Without bitcoin, I'd have to transfer money at the oficial rate, and I'd have to have another person on the other side filling the endless paperwork they require. With bitcoin (litecoin nowadays, cheaper transactions) it's done in a few hours.
We've spent tons of money and had massive amounts of regulation and standards over the past couple of decades to try and reduce standby power. It's presently estimated at 5-10% of US power, versus 10-20% a couple decades ago. A relatively big share of it is very old devices.
I'm not opposed to distributed ledgers. Proof of stake will be augmented to provide nearly the same level of guarantee as proof of work, without all the power draw.
The poster above was parroting concerns du jour about bitcoin miners to shit on a policy regarding bitcoin nodes. I'm just saying lets be serious in our critiques.

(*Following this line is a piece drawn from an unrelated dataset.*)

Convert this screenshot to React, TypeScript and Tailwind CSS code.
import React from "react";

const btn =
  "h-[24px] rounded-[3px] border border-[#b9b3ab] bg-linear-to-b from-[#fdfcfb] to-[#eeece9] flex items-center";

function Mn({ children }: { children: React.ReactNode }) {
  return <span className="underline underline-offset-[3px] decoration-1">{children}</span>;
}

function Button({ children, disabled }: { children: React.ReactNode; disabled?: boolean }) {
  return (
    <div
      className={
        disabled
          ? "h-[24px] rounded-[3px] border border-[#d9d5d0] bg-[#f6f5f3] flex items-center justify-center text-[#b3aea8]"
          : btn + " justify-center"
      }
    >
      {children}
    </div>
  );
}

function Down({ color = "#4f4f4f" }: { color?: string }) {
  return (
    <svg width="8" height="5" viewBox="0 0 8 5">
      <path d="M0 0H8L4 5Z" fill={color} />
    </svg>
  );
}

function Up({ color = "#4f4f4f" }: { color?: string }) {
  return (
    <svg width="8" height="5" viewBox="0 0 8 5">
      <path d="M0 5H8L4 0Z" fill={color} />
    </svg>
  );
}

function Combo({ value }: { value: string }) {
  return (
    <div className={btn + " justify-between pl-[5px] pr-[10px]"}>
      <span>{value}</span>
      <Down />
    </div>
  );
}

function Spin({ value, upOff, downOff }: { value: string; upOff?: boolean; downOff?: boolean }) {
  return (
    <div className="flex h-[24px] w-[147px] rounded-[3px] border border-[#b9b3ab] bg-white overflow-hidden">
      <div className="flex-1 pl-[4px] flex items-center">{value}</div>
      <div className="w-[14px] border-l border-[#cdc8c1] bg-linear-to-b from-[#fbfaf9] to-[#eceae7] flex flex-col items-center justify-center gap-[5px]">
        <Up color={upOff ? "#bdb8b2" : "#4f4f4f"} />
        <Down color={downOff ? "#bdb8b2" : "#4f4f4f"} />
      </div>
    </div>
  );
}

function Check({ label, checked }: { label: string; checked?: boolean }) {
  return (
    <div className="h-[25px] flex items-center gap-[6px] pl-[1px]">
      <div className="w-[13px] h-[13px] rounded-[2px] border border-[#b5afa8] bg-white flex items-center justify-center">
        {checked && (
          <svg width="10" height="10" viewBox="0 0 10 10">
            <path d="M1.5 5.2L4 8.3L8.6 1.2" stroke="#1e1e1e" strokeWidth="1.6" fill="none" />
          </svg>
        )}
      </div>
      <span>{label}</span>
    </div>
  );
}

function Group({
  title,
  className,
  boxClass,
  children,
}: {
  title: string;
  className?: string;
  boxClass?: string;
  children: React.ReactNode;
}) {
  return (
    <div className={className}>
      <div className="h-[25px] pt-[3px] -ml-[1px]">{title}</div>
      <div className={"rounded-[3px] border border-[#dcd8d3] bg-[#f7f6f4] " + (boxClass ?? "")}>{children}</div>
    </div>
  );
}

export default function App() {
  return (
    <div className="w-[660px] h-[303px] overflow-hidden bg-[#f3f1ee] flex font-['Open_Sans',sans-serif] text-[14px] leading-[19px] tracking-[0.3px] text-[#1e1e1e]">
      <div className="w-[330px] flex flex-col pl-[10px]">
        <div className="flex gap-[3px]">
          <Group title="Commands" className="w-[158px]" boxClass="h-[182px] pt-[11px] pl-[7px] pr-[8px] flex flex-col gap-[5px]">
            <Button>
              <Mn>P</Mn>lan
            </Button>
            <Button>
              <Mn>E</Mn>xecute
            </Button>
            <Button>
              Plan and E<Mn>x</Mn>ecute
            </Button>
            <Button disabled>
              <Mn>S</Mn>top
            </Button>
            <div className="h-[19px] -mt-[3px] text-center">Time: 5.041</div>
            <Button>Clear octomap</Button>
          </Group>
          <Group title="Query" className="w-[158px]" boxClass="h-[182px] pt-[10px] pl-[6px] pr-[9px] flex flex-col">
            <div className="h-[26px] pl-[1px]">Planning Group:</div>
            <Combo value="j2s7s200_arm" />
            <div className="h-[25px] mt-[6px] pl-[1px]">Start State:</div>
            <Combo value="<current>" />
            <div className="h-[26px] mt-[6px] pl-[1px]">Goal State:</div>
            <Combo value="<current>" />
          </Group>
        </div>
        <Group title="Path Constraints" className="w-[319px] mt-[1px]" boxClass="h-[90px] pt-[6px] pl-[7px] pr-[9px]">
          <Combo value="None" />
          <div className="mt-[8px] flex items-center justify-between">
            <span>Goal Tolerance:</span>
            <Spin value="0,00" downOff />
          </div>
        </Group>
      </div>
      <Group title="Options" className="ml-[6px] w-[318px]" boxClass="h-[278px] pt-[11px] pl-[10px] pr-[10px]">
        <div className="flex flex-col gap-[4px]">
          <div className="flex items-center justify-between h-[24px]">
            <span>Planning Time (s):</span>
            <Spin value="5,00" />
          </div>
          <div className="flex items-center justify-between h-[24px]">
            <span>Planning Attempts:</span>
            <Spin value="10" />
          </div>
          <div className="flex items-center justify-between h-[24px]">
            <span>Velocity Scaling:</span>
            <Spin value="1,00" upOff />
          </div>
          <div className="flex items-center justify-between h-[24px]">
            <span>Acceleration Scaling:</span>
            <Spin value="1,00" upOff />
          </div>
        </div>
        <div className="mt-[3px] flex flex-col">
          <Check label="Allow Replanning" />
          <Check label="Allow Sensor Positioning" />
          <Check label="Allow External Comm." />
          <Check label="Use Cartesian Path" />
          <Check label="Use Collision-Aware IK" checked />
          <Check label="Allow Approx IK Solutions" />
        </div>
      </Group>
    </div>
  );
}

Even if there haven’t been taxes on this yet, making crypto “more attractive” than stocks sounds like rallying all greater fools there are to create even more defaults - which in return will hurt society as a whole.

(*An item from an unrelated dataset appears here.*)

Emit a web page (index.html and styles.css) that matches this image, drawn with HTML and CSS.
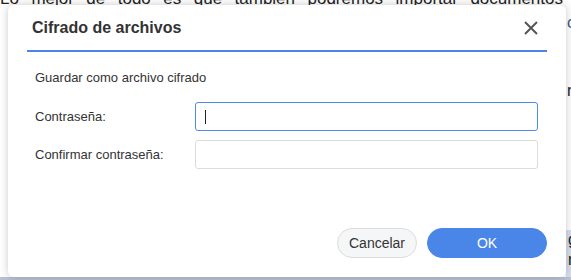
FILE: index.html
```html
<!DOCTYPE html>
<html lang="es">
<head>
<meta charset="utf-8">
<link rel="stylesheet" href="styles.css">
</head>
<body>
<div class="page">
  <p class="bg-line">Lo mejor de todo es que también podremos importar documentos</p>
  <span class="bg-frag frag-1">c</span>
  <span class="bg-frag frag-2">r</span>
  <div class="bg-hl"><span>g</span><span>n</span></div>
  <div class="bg-strip"></div>
</div>
<div class="dialog">
  <div class="dlg-head">
    <h1 class="dlg-title">Cifrado de archivos</h1>
    <svg class="dlg-close" width="14" height="14" viewBox="0 0 14 14"><path d="M1 1L13 13M13 1L1 13" stroke="#555" stroke-width="2" fill="none"/></svg>
  </div>
  <div class="dlg-body">
    <p class="dlg-note">Guardar como archivo cifrado</p>
    <div class="field">
      <label class="field-label">Contraseña:</label>
      <div class="field-input focused"><span class="caret"></span></div>
    </div>
    <div class="field">
      <label class="field-label">Confirmar contraseña:</label>
      <div class="field-input"></div>
    </div>
  </div>
  <div class="dlg-foot">
    <button class="btn btn-cancel">Cancelar</button>
    <button class="btn btn-ok">OK</button>
  </div>
</div>
</body>
</html>
```
FILE: styles.css
```css
html, body {
  margin: 0;
  padding: 0;
  width: 571px;
  height: 280px;
  overflow: hidden;
  background: #fff;
  font-family: "Liberation Sans", Arial, sans-serif;
}
.page {
  position: relative;
  width: 571px;
  height: 280px;
}
.bg-line {
  position: absolute;
  left: 0;
  top: -11px;
  width: 563px;
  margin: 0;
  font-size: 17px;
  line-height: 20px;
  color: #222;
  text-align: justify;
  text-align-last: justify;
  white-space: nowrap;
}
.bg-frag {
  position: absolute;
  left: 567px;
  font-size: 16px;
  color: #222;
}
.frag-1 { top: 14px; color: #3a5a8a; }
.frag-2 { top: 82px; }
.bg-hl {
  position: absolute;
  left: 566px;
  top: 230px;
  width: 10px;
  height: 47px;
  background: #d6deec;
  display: flex;
  flex-direction: column;
  font-size: 16px;
  line-height: 20px;
  color: #222;
  padding-left: 2px;
}
.bg-strip {
  position: absolute;
  left: 0;
  top: 277px;
  width: 571px;
  height: 3px;
  background: #b8c2d4;
}
.dialog {
  position: absolute;
  left: 8px;
  top: 5px;
  width: 558px;
  height: 272px;
  background: #fff;
  border-radius: 6px;
  box-shadow: 0 0 8px rgba(0,0,0,0.22);
  display: flex;
  flex-direction: column;
  box-sizing: border-box;
  padding: 0 19px 0 19px;
}
.dlg-head {
  height: 45px;
  border-bottom: 2px solid #4a86e8;
  display: flex;
  align-items: center;
  justify-content: space-between;
  padding: 0 9px 0 5px;
}
.dlg-title {
  margin: 0;
  margin-top: 1px;
  font-size: 16px;
  font-weight: bold;
  color: #333;
}
.dlg-close {
  display: block;
  margin-top: 1px;
}
.dlg-body {
  padding: 18px 8px 0 8px;
  display: flex;
  flex-direction: column;
  gap: 9px;
}
.dlg-note {
  margin: 0 0 7px 0;
  font-size: 13px;
  line-height: 16px;
  color: #333;
}
.field {
  display: flex;
  align-items: center;
}
.field-label {
  width: 160px;
  font-size: 13px;
  color: #333;
}
.field-input {
  width: 343px;
  height: 29px;
  box-sizing: border-box;
  border: 1px solid #dcdcdc;
  border-radius: 3px;
  display: flex;
  align-items: center;
  padding-left: 9px;
}
.field-input.focused {
  border: 1px solid #4d8af0;
}
.caret {
  width: 1px;
  height: 14px;
  background: #222;
}
.dlg-foot {
  margin-top: auto;
  display: flex;
  justify-content: flex-end;
  gap: 10px;
  padding: 0 0 19px 0;
}
.btn {
  height: 30px;
  border-radius: 15px;
  font-family: "Liberation Sans", Arial, sans-serif;
  font-size: 14px;
  box-sizing: border-box;
  cursor: pointer;
}
.btn-cancel {
  width: 80px;
  background: #f5f6f8;
  border: 1px solid #dcdcdc;
  color: #333;
}
.btn-ok {
  width: 120px;
  background: #4a86e8;
  border: 1px solid #4a86e8;
  color: #fff;
}
```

There are several caveats with this. First of all, this comes from the treasury (executive branch). There is considerable room for interpretation, and courts may apply existing laws differently than the treasury intends.
Furthermore, according to the letter, the tax-free period only applies to currency tokens (which are defined as tokens to be used for payment purposes). The tokens that routinely make the news do not seem to be in that category. Other tokens may be taxed differently. Here's an example: if someone algorithmically pegs the value of a token to some stock index, it is very likely that you still have to pay the usual 25% capital gains tax once you sell it. Undoubtedly someone will set up a coin like that and take fees in anticipation of tax savings, but this will work out only for some time, until the tax office catches up—or not at all, if the token is never classified as a payment/currency token in the first place.
If you got paid in crypto, you will get taxed.
And the feds try everything to link crypto you got to some service you provided for it, even if it's just a retweet.